# Exercise instructions:
Pictures excluded, return the lines below from the first through the line holding "import React from".
::::::::::
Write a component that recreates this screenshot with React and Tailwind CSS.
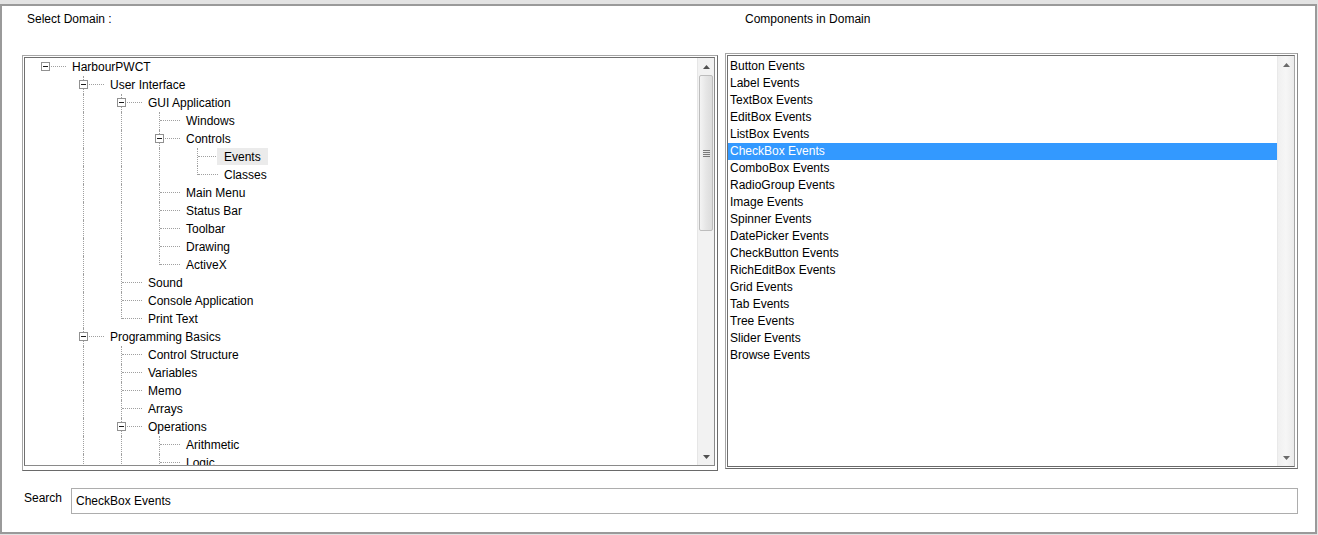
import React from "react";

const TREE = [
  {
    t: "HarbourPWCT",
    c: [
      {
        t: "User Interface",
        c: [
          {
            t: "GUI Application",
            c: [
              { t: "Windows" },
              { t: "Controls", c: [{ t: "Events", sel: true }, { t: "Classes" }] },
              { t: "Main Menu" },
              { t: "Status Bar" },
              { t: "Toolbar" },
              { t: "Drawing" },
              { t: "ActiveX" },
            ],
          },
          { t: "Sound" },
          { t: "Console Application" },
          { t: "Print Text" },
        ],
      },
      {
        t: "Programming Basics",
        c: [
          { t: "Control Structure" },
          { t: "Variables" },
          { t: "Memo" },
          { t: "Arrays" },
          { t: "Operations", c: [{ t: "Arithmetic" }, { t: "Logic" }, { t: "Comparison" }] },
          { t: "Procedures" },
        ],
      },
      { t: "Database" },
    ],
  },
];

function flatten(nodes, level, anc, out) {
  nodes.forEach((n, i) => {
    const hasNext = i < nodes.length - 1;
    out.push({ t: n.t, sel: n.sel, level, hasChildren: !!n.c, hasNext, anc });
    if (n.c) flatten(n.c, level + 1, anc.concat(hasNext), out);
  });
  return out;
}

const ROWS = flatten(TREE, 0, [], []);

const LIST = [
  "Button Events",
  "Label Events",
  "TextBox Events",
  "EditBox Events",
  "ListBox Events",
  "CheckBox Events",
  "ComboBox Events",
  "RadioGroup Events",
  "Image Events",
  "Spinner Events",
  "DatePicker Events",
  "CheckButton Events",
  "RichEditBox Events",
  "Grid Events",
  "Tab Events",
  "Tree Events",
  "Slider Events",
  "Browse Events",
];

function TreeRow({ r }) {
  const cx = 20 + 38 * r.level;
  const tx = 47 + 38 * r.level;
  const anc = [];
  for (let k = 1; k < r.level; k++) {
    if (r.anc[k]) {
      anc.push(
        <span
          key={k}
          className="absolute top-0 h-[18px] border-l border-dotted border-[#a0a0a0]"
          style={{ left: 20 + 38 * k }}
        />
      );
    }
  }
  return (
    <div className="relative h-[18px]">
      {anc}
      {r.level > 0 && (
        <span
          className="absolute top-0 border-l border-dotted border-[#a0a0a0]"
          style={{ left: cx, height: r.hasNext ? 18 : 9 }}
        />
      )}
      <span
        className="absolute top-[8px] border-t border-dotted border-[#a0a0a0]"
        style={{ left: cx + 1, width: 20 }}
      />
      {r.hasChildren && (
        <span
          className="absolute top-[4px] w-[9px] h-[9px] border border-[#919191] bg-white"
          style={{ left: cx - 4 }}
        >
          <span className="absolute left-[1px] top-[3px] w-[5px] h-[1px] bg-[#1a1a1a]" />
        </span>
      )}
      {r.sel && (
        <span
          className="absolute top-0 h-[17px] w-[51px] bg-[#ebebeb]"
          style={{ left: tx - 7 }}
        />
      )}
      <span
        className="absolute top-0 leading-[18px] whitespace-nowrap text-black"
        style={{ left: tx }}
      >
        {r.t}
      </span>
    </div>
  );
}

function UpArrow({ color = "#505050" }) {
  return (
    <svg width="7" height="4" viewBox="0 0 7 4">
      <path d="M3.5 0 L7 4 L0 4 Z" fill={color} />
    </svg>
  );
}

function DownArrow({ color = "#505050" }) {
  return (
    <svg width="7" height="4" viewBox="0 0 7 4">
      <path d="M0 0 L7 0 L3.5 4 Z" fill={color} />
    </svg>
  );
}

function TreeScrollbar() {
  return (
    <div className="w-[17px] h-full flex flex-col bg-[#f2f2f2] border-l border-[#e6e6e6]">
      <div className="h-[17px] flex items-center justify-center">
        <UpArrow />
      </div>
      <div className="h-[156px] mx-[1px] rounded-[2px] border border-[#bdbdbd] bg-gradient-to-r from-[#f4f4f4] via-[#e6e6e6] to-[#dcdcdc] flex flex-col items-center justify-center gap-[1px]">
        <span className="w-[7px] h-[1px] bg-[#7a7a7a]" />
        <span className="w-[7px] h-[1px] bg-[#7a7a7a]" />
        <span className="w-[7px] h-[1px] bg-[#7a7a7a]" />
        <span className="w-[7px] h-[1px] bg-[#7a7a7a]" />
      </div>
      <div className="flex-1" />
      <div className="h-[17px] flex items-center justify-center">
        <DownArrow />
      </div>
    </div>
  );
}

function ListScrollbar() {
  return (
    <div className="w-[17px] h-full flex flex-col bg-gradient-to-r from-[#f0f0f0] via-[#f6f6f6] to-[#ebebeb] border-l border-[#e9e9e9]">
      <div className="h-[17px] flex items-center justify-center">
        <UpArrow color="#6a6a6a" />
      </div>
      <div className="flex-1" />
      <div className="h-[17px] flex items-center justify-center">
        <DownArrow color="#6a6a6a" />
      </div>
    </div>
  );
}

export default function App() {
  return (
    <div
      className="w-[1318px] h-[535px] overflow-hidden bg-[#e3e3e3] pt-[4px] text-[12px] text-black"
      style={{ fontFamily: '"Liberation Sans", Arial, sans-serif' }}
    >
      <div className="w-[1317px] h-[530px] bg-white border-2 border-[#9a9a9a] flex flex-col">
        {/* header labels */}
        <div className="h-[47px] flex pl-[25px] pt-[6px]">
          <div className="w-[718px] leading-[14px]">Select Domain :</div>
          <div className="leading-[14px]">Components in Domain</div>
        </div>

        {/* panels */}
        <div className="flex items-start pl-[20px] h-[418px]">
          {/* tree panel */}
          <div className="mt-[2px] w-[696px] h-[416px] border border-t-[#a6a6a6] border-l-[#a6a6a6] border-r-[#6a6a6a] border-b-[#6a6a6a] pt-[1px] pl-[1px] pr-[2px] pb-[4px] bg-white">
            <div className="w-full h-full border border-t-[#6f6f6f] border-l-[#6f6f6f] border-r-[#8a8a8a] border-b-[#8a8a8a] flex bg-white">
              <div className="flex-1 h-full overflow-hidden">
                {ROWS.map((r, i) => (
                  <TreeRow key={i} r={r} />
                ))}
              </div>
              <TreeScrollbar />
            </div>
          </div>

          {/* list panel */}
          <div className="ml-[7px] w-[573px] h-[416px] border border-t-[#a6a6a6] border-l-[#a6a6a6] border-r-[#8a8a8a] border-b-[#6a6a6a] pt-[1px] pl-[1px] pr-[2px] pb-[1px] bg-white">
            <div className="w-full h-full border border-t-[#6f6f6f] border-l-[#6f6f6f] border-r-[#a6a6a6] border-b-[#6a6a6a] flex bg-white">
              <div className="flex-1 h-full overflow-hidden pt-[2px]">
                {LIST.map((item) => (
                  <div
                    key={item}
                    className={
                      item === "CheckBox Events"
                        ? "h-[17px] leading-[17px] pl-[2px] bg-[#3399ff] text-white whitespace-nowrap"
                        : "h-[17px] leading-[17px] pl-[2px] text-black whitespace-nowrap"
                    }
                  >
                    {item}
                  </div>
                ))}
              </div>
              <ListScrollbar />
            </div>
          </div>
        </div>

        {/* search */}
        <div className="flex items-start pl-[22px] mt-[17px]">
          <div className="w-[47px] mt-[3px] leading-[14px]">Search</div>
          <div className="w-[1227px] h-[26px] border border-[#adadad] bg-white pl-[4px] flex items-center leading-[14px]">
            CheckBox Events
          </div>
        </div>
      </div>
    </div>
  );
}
::::::::::
# The answer:
Write a component that recreates this screenshot with React and Tailwind CSS.
import React from "react";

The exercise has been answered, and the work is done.